* **Task brief**:
Working from the top of the listing below, retype each line through the line containing "import React from", both included, with no pictures.

* **Information shown**:
━━━━━━━━━━━━━━━━━━━━

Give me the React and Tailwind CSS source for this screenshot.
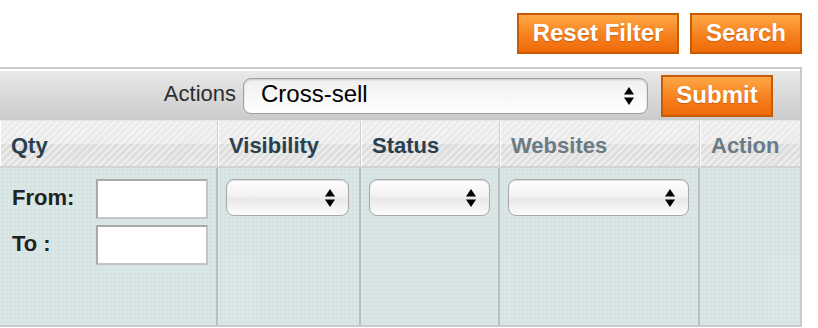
import React from "react";

function Btn({ w, children }) {
  return (
    <button
      className={`${w} h-[41px] border-2 border-[#c85a00] bg-[linear-gradient(#ffa846,#f6801e_55%,#f06a08)] text-white font-bold text-[24px] leading-none [text-shadow:0_1px_1px_rgba(150,60,0,0.45)] flex items-center justify-center pb-[2px]`}
    >
      {children}
    </button>
  );
}

function Arrows() {
  return (
    <svg width="12" height="20" viewBox="0 0 12 20" className="shrink-0">
      <path d="M6 1 L11 8.5 L1 8.5 Z" fill="#000" />
      <path d="M6 19 L11 11.5 L1 11.5 Z" fill="#000" />
    </svg>
  );
}

function FSelect({ w }) {
  return (
    <div
      className={`${w} h-[37px] rounded-[8px] border border-[#a9a9a9] bg-[linear-gradient(#ffffff,#f2f2f2_45%,#e9e9e9_55%,#fbfbfb)] shadow-[inset_0_1px_1px_rgba(0,0,0,0.15)] flex items-center justify-end pr-[12px]`}
    >
      <Arrows />
    </div>
  );
}

const headBg =
  "bg-[image:repeating-linear-gradient(135deg,rgba(255,255,255,0.45)_0px,rgba(255,255,255,0.45)_2px,transparent_2px,transparent_5px),linear-gradient(#ededed_0%,#e9e9e9_52%,#dcdcdc_52%,#e1e1e1_100%)]";

const filterBg =
  "bg-[#d4e2e2] bg-[image:repeating-linear-gradient(0deg,rgba(255,255,255,0.1)_0px,rgba(255,255,255,0.1)_2px,transparent_2px,transparent_4px),repeating-linear-gradient(90deg,rgba(255,255,255,0.1)_0px,rgba(255,255,255,0.1)_2px,transparent_2px,transparent_4px)]";

function Head({ children, muted, last }) {
  return (
    <div
      className={`${headBg} h-[45px] flex items-center pl-[10px] pt-[4px] text-[22px] font-bold ${
        muted ? "text-[#6b7b85]" : "text-[#2b404e]"
      } ${last ? "" : "border-r border-[#cdcdcd]"} border-l border-l-white`}
    >
      {children}
    </div>
  );
}

function FCell({ children, last }) {
  return (
    <div
      className={`${filterBg} h-[157px] pt-[11px] pl-[8px] ${
        last ? "" : "border-r-2 border-[#bdbdbd]"
      }`}
    >
      {children}
    </div>
  );
}

export default function App() {
  return (
    <div className="w-[818px] h-[328px] bg-white overflow-hidden font-['Liberation_Sans',Arial,sans-serif]">
      <div className="h-[67px] flex justify-end gap-[11px] pt-[13px] pr-[16px]">
        <Btn w="w-[162px]">Reset Filter</Btn>
        <Btn w="w-[112px]">Search</Btn>
      </div>
      <div className="w-[802px] border-t-2 border-r-2 border-b-2 border-[#cbcbcb] pt-[2px]">
        <div className="h-[49px] bg-[linear-gradient(#e9e9e9,#d9d9d9_50%,#cbcbcb)] flex items-center justify-end pr-[27px]">
          <span className="text-[22px] text-[#2e2e2e] mr-[7px] pb-[4px]">Actions</span>
          <div className="w-[405px] h-[36px] rounded-[8px] border border-[#9f9f9f] bg-[linear-gradient(#f0f0f0,#f7f7f7_50%,#ffffff)] shadow-[inset_0_1px_2px_rgba(0,0,0,0.18)] flex items-center justify-between pl-[17px] pr-[12px] mr-[13px]">
            <span className="text-[24px] text-black leading-none pb-[3px]">Cross-sell</span>
            <Arrows />
          </div>
          <Btn w="w-[112px] !h-[42px]">Submit</Btn>
        </div>
        <div className="h-[1px] bg-[#e3e9e9]" />
        <div className="grid grid-cols-[218px_143px_139px_200px_100px] border-b-2 border-[#d2d2d2]">
          <Head>Qty</Head>
          <Head>Visibility</Head>
          <Head>Status</Head>
          <Head muted>Websites</Head>
          <Head muted last>Action</Head>
        </div>
        <div className="grid grid-cols-[218px_143px_139px_200px_100px]">
          <FCell>
            <div className="flex flex-col gap-[6px] pl-[4px]">
              <div className="flex items-center">
                <span className="w-[84px] text-[22px] font-bold text-[#222] pb-[4px]">From:</span>
                <div className="w-[112px] h-[40px] bg-white border-2 border-[#c4c4c4] border-t-[#a9a9a9] border-l-[#a9a9a9]" />
              </div>
              <div className="flex items-center">
                <span className="w-[84px] text-[22px] font-bold text-[#222] pb-[4px]">To :</span>
                <div className="w-[112px] h-[40px] bg-white border-2 border-[#c4c4c4] border-t-[#a9a9a9] border-l-[#a9a9a9]" />
              </div>
            </div>
          </FCell>
          <FCell>
            <FSelect w="w-[123px]" />
          </FCell>
          <FCell>
            <FSelect w="w-[121px]" />
          </FCell>
          <FCell>
            <FSelect w="w-[181px]" />
          </FCell>
          <FCell last />
        </div>
      </div>
    </div>
  );
}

━━━━━━━━━━━━━━━━━━━━

* **Expected answer**:
Give me the React and Tailwind CSS source for this screenshot.
import React from "react";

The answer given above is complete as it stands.